Copy exactly, leaving out every image, the lines from the one with "Output the component" through the one with "64, 77, 65];", inclusive.
>> Start DATA FOR PROCESSING
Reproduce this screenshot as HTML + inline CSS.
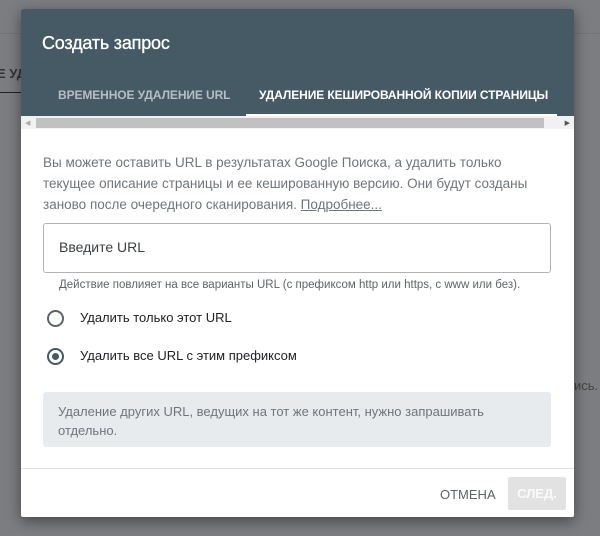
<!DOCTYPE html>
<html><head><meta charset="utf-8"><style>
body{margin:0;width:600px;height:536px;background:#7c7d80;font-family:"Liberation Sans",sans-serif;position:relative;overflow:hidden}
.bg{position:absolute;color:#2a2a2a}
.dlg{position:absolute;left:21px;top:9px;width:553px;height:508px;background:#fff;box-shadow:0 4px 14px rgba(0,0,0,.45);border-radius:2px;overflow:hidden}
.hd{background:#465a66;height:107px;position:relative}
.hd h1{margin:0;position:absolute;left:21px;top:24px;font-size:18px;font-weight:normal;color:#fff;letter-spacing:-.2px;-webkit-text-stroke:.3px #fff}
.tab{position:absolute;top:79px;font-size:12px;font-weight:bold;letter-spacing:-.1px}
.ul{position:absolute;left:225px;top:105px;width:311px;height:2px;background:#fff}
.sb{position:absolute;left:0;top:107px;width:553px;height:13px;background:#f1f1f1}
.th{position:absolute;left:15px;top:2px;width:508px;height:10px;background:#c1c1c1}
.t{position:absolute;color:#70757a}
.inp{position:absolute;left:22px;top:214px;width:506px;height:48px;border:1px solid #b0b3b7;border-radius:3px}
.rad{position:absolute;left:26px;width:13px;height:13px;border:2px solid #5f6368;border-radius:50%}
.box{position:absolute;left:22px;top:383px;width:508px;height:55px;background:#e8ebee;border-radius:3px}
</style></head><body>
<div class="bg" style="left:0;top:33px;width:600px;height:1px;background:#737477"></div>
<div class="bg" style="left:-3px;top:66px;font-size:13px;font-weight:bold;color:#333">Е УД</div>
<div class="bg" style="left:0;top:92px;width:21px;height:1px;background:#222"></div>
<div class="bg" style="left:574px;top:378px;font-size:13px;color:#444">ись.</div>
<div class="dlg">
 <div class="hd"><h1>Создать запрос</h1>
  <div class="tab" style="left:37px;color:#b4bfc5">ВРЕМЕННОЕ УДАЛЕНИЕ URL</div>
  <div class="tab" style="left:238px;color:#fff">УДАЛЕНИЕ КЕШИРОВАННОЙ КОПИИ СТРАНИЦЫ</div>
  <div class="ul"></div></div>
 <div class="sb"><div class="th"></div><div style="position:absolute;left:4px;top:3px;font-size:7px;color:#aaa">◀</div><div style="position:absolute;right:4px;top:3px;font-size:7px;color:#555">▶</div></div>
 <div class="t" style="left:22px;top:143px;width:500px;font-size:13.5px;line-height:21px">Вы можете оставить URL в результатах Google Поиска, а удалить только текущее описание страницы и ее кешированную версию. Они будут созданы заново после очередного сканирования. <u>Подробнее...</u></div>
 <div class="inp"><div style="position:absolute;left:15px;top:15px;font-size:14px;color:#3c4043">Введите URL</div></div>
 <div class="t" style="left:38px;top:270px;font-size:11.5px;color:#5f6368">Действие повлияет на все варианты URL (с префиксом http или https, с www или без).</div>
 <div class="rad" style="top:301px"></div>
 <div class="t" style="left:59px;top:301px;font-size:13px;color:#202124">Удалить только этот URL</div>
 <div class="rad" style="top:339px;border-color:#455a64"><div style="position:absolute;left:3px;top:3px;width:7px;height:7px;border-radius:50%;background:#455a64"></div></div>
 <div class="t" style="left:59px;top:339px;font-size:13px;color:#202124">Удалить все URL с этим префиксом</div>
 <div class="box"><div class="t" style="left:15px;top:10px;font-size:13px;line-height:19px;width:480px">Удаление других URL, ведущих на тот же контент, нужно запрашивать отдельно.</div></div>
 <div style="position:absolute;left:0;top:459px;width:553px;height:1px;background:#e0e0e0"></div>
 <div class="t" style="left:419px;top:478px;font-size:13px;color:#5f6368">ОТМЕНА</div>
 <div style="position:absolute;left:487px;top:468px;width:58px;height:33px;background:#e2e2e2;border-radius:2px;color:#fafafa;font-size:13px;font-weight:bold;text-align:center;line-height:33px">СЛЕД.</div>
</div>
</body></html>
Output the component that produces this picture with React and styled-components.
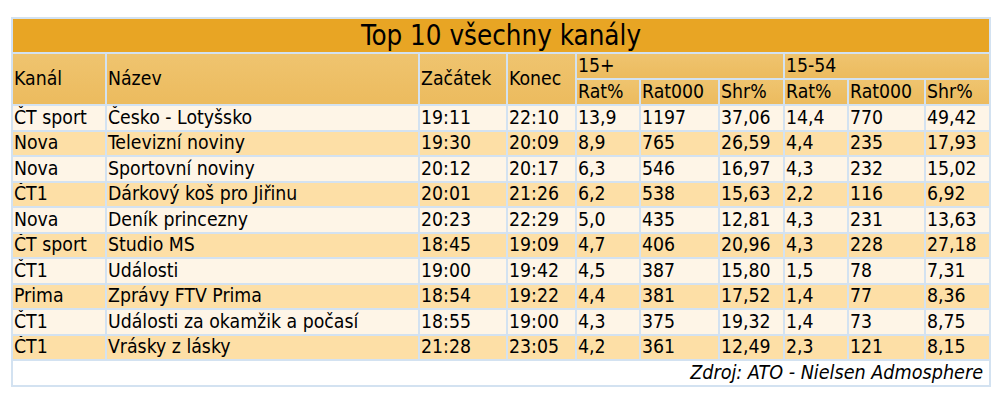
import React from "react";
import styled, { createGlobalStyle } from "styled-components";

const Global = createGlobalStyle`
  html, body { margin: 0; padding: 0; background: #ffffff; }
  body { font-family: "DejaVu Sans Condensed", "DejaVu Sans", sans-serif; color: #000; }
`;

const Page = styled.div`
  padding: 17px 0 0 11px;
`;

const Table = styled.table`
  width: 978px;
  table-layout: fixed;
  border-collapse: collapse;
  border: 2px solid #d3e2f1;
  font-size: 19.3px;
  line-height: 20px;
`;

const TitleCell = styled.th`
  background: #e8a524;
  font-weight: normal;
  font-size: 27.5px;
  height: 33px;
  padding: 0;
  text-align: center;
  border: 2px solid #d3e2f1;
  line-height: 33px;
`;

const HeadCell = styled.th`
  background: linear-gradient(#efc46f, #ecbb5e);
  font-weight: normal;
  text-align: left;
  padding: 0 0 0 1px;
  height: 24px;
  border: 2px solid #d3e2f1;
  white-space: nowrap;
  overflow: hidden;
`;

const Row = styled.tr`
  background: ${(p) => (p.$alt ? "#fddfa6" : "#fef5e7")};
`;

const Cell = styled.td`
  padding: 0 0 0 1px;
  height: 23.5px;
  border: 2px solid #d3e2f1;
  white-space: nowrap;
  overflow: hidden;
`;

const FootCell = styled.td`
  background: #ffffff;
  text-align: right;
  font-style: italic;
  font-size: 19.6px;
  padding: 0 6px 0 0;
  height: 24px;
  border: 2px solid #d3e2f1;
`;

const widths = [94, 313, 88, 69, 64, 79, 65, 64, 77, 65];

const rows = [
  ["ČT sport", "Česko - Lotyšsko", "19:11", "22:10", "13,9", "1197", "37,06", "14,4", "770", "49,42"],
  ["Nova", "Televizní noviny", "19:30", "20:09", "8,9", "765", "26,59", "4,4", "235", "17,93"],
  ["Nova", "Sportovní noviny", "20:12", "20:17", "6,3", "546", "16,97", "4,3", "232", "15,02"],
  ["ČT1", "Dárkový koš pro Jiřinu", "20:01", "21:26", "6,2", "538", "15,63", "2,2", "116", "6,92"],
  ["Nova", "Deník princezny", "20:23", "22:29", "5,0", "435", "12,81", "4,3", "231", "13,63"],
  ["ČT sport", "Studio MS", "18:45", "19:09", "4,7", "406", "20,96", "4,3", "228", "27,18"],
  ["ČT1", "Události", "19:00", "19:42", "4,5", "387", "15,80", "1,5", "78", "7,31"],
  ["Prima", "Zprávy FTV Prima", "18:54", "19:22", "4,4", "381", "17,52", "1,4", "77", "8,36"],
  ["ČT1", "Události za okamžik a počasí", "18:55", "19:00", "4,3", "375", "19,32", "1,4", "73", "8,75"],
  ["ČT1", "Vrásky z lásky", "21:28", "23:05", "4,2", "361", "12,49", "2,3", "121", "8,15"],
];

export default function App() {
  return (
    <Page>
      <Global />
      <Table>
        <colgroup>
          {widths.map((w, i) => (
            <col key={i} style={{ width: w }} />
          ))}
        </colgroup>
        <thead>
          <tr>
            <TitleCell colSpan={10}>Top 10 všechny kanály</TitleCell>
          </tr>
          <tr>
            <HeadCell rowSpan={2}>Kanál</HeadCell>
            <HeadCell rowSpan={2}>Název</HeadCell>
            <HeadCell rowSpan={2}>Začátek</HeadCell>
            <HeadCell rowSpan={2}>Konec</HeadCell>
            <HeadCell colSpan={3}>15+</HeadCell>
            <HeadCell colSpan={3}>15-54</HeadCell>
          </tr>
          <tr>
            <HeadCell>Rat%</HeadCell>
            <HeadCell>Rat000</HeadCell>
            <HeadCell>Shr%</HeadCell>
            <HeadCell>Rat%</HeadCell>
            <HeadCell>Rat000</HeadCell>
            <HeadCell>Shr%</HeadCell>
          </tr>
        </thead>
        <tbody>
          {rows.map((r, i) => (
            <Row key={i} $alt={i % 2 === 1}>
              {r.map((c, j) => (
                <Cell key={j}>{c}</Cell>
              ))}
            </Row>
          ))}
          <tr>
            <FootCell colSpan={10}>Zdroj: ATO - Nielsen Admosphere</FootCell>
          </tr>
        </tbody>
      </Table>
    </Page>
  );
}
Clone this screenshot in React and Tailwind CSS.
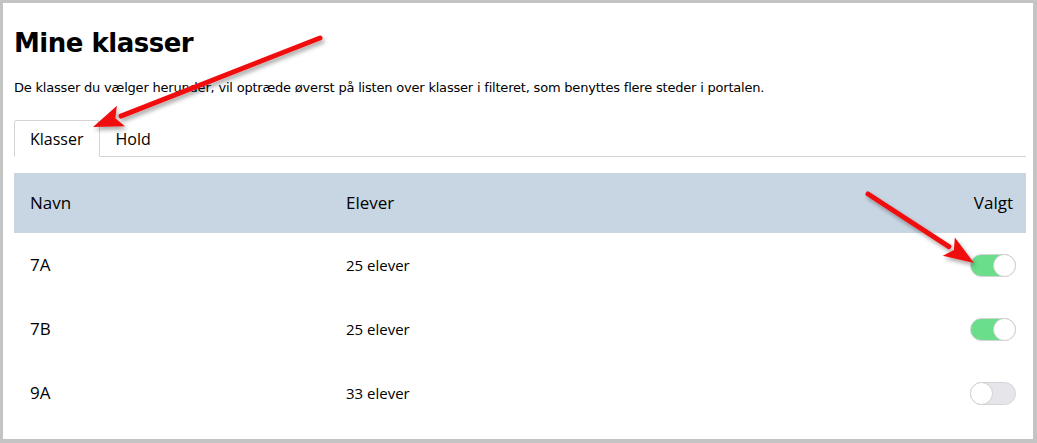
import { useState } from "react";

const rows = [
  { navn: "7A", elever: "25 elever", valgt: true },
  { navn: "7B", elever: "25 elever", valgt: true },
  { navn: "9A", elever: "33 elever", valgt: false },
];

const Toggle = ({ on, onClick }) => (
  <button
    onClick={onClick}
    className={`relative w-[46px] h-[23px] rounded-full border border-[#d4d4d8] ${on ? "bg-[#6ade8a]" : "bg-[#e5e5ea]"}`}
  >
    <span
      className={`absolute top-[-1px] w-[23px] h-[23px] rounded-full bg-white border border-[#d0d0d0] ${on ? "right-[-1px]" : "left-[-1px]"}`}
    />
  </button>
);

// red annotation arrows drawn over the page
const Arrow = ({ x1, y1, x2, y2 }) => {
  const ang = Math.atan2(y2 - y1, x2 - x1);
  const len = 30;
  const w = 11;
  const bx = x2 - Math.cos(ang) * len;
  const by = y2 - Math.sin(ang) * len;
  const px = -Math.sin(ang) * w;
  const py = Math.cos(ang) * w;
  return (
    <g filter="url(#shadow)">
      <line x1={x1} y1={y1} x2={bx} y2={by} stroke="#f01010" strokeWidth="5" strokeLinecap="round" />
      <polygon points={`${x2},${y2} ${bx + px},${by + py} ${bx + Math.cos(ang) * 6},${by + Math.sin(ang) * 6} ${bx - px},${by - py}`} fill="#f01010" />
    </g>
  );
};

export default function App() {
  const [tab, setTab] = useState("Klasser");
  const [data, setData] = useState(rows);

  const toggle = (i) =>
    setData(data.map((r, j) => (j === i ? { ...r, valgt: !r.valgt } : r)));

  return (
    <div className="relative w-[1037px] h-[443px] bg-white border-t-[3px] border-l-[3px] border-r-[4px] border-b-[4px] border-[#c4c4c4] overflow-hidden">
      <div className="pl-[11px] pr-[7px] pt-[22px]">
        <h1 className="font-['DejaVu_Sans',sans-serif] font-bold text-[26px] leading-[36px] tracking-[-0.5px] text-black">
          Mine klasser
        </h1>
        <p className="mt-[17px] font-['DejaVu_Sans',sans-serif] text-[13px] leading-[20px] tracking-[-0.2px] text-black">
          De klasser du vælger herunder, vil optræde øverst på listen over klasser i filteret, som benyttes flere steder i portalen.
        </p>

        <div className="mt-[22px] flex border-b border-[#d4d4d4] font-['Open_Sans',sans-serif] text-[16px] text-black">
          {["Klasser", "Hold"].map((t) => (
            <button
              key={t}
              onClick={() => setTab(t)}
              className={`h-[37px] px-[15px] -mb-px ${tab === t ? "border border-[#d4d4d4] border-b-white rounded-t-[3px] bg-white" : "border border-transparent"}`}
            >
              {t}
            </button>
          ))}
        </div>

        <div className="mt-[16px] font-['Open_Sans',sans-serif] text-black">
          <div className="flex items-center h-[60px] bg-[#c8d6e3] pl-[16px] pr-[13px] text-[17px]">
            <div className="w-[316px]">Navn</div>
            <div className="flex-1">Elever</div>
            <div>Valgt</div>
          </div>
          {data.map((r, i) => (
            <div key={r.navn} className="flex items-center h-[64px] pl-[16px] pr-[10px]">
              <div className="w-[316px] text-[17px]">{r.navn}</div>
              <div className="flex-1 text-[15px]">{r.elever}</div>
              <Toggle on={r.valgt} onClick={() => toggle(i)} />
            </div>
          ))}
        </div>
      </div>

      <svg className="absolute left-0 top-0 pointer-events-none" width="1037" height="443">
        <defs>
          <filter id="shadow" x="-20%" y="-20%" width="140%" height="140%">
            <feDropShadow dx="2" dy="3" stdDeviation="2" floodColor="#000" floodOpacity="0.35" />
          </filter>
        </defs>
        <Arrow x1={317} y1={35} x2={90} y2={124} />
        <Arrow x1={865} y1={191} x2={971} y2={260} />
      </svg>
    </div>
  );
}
>> End DATA FOR PROCESSING
RESULT OF THIS EXERCISE –
Output the component that produces this picture with React and styled-components.
import React from "react";
import styled, { createGlobalStyle } from "styled-components";

const Global = createGlobalStyle`
  html, body { margin: 0; padding: 0; background: #ffffff; }
  body { font-family: "DejaVu Sans Condensed", "DejaVu Sans", sans-serif; color: #000; }
`;

const Page = styled.div`
  padding: 17px 0 0 11px;
`;

const Table = styled.table`
  width: 978px;
  table-layout: fixed;
  border-collapse: collapse;
  border: 2px solid #d3e2f1;
  font-size: 19.3px;
  line-height: 20px;
`;

const TitleCell = styled.th`
  background: #e8a524;
  font-weight: normal;
  font-size: 27.5px;
  height: 33px;
  padding: 0;
  text-align: center;
  border: 2px solid #d3e2f1;
  line-height: 33px;
`;

const HeadCell = styled.th`
  background: linear-gradient(#efc46f, #ecbb5e);
  font-weight: normal;
  text-align: left;
  padding: 0 0 0 1px;
  height: 24px;
  border: 2px solid #d3e2f1;
  white-space: nowrap;
  overflow: hidden;
`;

const Row = styled.tr`
  background: ${(p) => (p.$alt ? "#fddfa6" : "#fef5e7")};
`;

const Cell = styled.td`
  padding: 0 0 0 1px;
  height: 23.5px;
  border: 2px solid #d3e2f1;
  white-space: nowrap;
  overflow: hidden;
`;

const FootCell = styled.td`
  background: #ffffff;
  text-align: right;
  font-style: italic;
  font-size: 19.6px;
  padding: 0 6px 0 0;
  height: 24px;
  border: 2px solid #d3e2f1;
`;

const widths = [94, 313, 88, 69, 64, 79, 65, 64, 77, 65];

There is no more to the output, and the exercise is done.